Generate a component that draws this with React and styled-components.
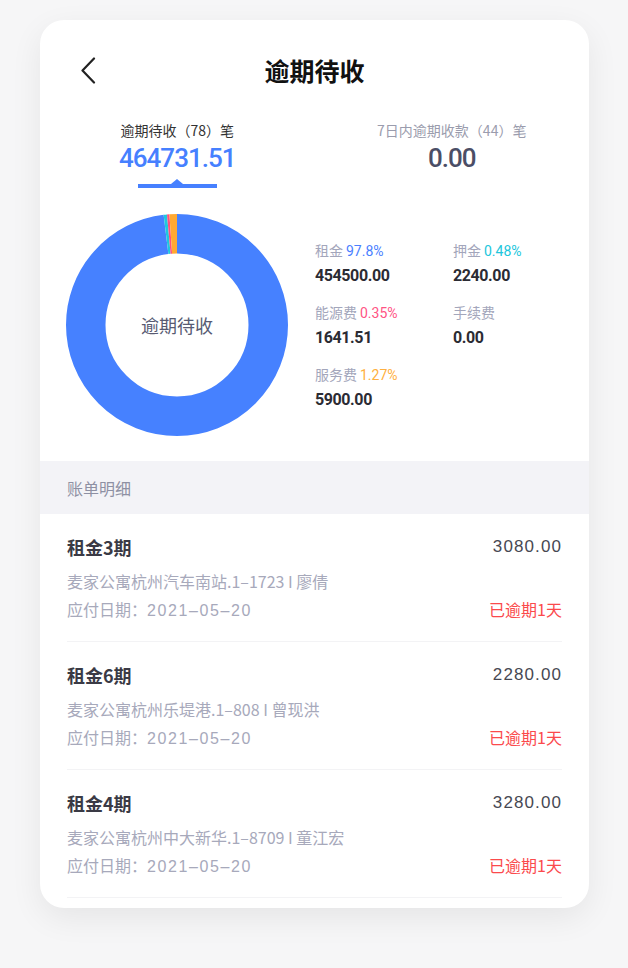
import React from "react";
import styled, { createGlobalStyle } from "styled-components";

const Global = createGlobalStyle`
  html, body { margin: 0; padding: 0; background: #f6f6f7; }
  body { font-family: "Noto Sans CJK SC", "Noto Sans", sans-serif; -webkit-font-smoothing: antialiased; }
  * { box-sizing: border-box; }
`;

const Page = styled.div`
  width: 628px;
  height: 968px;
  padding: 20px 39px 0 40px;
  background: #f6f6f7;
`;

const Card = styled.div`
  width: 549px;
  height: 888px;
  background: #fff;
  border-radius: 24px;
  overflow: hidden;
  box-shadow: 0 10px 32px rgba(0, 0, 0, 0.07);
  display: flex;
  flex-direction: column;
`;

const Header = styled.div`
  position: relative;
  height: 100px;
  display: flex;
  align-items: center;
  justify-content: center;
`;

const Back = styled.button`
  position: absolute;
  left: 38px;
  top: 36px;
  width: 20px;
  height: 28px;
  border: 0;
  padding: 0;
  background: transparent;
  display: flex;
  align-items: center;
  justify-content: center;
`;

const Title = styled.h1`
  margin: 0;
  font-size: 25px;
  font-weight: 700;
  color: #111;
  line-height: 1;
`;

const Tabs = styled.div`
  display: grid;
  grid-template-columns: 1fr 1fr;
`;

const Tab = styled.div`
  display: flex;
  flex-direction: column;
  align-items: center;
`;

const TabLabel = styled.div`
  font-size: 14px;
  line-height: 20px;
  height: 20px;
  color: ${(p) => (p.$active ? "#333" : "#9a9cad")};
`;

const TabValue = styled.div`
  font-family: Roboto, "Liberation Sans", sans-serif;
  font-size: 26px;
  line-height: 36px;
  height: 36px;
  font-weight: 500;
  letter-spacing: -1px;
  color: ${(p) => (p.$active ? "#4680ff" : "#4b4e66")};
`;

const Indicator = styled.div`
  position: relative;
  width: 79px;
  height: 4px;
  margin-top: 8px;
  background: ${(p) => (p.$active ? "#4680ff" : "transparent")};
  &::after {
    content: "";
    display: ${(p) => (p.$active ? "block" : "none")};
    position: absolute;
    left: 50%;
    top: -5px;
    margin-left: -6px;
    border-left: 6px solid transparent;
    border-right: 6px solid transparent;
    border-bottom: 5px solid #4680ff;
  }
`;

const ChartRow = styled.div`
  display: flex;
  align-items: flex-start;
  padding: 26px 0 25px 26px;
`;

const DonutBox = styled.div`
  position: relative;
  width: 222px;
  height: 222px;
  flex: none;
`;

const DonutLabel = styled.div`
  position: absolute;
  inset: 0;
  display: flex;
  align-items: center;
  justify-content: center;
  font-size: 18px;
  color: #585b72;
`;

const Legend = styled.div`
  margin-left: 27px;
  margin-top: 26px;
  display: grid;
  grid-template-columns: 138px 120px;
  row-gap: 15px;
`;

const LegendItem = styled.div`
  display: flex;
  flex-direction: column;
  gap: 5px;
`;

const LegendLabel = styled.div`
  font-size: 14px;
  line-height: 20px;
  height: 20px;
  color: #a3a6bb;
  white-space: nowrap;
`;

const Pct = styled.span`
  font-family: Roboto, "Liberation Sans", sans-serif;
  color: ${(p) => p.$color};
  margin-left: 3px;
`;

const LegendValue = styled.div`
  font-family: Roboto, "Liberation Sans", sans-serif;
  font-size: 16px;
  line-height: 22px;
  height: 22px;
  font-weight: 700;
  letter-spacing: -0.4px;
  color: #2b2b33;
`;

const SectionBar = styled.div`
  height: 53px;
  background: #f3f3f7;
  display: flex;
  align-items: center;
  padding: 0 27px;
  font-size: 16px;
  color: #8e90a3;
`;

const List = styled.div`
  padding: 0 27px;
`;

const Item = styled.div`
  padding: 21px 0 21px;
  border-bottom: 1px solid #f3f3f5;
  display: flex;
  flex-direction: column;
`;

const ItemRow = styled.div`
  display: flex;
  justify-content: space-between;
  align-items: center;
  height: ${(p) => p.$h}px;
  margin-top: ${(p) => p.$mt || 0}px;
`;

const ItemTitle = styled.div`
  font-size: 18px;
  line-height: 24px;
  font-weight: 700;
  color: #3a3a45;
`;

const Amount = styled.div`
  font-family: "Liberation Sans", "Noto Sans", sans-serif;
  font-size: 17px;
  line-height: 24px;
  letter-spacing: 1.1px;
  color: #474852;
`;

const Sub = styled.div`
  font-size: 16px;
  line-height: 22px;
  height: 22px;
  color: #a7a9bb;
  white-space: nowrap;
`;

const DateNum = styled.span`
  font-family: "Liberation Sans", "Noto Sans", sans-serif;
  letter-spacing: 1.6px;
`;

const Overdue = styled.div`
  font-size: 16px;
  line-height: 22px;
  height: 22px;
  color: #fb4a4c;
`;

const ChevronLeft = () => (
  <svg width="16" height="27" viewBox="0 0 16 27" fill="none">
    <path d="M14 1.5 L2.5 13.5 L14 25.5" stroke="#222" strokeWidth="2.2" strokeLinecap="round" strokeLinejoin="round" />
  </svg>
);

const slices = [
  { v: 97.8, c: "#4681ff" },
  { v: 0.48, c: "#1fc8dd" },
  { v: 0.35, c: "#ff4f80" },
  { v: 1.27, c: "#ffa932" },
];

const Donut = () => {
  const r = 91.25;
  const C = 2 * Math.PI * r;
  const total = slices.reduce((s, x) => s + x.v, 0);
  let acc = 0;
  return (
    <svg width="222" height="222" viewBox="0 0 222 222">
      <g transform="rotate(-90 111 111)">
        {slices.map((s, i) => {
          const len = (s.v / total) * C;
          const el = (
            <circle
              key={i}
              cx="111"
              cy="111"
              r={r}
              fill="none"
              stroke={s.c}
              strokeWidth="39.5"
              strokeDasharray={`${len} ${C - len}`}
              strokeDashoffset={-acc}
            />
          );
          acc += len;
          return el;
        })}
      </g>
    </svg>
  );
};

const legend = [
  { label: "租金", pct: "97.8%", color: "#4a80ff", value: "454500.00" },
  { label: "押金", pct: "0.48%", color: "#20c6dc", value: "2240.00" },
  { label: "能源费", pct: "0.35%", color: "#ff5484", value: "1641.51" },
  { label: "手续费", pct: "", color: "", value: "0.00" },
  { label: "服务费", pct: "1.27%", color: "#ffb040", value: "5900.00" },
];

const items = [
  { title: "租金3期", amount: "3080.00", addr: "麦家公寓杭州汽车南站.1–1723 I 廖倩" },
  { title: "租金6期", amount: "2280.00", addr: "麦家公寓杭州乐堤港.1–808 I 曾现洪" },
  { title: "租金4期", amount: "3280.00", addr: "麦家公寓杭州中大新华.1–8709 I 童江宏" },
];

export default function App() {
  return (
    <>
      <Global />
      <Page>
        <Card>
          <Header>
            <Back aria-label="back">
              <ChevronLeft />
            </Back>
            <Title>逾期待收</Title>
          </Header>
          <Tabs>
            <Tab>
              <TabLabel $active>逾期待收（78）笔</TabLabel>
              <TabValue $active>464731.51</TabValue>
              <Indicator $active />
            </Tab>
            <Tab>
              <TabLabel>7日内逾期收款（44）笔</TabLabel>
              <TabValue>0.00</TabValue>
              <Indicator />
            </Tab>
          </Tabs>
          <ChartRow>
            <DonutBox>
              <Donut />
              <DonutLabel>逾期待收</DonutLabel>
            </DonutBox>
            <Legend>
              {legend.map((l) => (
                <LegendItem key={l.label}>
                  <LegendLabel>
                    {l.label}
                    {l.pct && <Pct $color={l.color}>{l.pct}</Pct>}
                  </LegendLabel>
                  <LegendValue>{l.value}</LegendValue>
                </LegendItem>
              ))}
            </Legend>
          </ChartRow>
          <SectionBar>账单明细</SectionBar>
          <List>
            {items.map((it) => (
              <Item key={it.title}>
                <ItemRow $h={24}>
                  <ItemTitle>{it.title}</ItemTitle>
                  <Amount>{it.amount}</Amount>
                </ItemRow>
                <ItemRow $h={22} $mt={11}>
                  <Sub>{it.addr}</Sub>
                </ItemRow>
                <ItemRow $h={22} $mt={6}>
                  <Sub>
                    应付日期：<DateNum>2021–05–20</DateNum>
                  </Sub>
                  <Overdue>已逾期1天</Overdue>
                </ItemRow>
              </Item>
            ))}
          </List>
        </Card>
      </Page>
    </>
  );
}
------------------------------------------------------------
PROMPT: Provide the count, and nothing else, of lines in the data above where the word "React" occurs.

RESULT OF THE TASK: 2